In their paper, Zhou et al. make essentially two predications: First, they provide additional data on opioid withdrawal LTP and conclude that withdrawal LTP is a presynaptic event resulting from increased presynaptic glutamate release from TRPV1-expressing primary afferents. Second, they suggest that there were several problems in our study design.
In the following, we address these points.
I. Does LTP originate presynaptically from C-fiber afferent terminals?
Zhou and colleagues recorded EPSCs from lamina I and II neurons in response to electrical stimulation of the dorsal root.

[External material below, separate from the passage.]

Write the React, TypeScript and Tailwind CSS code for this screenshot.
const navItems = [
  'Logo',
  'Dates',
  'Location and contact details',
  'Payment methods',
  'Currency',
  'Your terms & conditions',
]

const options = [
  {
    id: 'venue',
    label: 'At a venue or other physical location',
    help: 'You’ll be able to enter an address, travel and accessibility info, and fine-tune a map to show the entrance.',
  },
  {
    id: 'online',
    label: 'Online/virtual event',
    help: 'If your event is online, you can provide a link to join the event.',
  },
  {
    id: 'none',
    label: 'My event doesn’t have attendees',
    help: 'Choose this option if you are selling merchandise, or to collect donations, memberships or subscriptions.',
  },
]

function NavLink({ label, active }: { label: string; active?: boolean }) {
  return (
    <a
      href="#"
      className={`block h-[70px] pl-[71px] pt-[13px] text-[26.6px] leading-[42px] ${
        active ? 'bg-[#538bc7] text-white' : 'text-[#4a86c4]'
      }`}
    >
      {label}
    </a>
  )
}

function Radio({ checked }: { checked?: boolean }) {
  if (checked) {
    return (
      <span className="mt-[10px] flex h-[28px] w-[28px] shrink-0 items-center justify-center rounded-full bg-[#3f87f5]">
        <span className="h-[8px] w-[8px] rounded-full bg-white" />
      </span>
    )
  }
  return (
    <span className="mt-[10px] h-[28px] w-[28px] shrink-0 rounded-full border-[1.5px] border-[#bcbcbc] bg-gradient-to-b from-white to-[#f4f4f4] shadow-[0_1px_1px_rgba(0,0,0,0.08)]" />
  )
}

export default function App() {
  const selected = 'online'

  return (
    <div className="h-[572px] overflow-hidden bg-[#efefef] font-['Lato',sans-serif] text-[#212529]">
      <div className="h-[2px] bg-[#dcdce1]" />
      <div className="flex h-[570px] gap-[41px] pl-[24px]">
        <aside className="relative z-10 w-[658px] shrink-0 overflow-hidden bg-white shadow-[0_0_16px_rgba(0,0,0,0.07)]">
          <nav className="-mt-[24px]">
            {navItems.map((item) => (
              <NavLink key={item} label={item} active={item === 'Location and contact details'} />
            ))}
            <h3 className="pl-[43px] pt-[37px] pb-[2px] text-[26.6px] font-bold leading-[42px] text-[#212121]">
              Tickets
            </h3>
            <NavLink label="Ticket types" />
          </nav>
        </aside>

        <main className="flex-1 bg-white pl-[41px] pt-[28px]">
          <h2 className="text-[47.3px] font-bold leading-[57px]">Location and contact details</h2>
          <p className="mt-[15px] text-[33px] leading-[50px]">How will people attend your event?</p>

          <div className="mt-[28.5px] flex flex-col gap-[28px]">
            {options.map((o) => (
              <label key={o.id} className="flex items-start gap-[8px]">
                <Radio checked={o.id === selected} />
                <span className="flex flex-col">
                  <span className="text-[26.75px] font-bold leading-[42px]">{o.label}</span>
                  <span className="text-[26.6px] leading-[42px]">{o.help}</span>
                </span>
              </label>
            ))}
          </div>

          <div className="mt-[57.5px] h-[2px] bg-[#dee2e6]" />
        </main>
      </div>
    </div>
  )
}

Inspection of the original traces (in Figs. 1-4, 6 and 7), however, indicate that the latencies between the stimulation artefact and the synaptic responses are extremely short in all cases and cannot be quantified adequately. This suggests that electrical stimulation was done very close to the recording site (probably at or near the dorsal root entry zone). In any case, with the experimental set-up used by Zhou et al. in this and in previous studies, it is virtually impossible to securely measure monosynaptic C-fiber-evoked responses as neither the response latency nor the jitter can be assessed with sufficient precision. This was acknowledged by the same authors in a previous publication (Li et al., 2002) and it is also obvious from their present work.

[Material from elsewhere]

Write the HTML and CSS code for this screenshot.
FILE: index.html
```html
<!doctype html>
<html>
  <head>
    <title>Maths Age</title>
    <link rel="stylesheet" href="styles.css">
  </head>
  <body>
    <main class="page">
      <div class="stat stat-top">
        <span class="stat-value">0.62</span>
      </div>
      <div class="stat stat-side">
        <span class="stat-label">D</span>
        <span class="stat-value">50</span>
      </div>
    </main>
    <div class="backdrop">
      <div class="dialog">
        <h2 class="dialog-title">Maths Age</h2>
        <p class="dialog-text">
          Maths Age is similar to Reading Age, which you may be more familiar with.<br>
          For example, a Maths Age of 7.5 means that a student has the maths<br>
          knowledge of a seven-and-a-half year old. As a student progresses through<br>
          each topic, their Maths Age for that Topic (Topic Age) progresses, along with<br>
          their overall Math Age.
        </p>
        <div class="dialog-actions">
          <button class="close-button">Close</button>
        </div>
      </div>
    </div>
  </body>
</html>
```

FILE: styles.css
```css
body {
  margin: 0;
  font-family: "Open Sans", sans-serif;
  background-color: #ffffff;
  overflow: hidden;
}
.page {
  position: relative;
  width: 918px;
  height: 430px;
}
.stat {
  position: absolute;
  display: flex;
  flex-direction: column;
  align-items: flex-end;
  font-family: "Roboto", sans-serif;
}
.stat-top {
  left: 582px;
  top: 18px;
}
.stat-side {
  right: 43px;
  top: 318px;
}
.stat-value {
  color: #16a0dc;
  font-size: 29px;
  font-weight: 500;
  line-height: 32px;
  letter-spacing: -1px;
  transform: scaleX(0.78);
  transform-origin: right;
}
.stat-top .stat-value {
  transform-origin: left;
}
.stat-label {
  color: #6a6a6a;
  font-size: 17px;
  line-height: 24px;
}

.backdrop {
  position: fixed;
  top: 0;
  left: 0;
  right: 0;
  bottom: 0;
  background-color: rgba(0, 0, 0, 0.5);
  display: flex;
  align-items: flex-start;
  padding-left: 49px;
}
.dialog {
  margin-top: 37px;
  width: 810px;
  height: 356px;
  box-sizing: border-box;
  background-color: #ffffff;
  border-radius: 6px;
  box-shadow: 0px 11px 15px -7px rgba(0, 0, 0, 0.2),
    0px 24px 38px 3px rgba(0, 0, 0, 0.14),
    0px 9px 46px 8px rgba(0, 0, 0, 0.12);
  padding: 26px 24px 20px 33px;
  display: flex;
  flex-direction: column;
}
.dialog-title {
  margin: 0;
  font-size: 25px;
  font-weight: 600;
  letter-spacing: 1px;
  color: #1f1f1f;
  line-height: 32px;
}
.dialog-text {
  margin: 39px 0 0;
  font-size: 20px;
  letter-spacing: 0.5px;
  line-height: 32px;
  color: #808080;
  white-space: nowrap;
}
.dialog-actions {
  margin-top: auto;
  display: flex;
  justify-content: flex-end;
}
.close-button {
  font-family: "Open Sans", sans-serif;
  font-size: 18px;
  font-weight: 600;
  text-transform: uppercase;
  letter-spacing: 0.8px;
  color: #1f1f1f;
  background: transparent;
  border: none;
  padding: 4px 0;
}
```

In search of potential presynaptic mechanisms, Zhou et al. chose various approaches: 1.) They recorded miniature EPSCs (mEPSCs) and found that the rate of mEPSCs was depressed during DAMGO application and potentiated after withdrawal. Synapses from primary afferent nerve fibers constitute only a small fraction of the total excitatory input to spinal dorsal horn neurons. mEPSCs monitor the activity of unknown types of excitatory synapses impinging on the neuron under study and thus cannot be used to assess presynaptic expression of LTP at the small subpopulation of synapses derived from primary afferent C-fibers. 2.) They used a paired-pulse protocol and state that “LTP was associated with an increased paired-pulse ratio (Fig. 1A and B)”. An increase in paired-pulse ratio is, however, typically not associated with presynaptic expression of LTP, because it indicates that synaptic release probability is reduced, not enhanced (see for example, de Armentia and Sah, 2007). From the data provided by Zhou et al., no firm conclusions can be drawn as to the pre- or postsynaptic expression of opioid withdrawal LTP. This is unfortunate, because it would have been of considerable interest to show that the postsynaptic induction of opioid withdrawal LTP demonstrated in our report (Drdla et al., 2009) is complemented by a presynaptic expression.
II. Are the data in our Science report insufficient to demonstrate that induction of LTP upon opioid withdrawal involves postsynaptic mechanisms?
Zhou et al. make three statements here:
1.) They suggest that the power in some of our experimental groups was too low and results would be prone to sampling errors. Our data showed that in 10 of 14 neurons, withdrawal from opioids induced LTP. If induction of withdrawal LTP were entirely presynaptic as suggested by Zhou et al., then in our report neither postsynaptic GDP-beta-S, postsynaptic BAPTA, caged BAPTA, nor postsynaptic MK-801 should have blocked LTP induction upon opioid withdrawal in any of the neurons tested in our study. It can be calculated that the combined probability of sampling errors in all our experimental groups is p <0.0001.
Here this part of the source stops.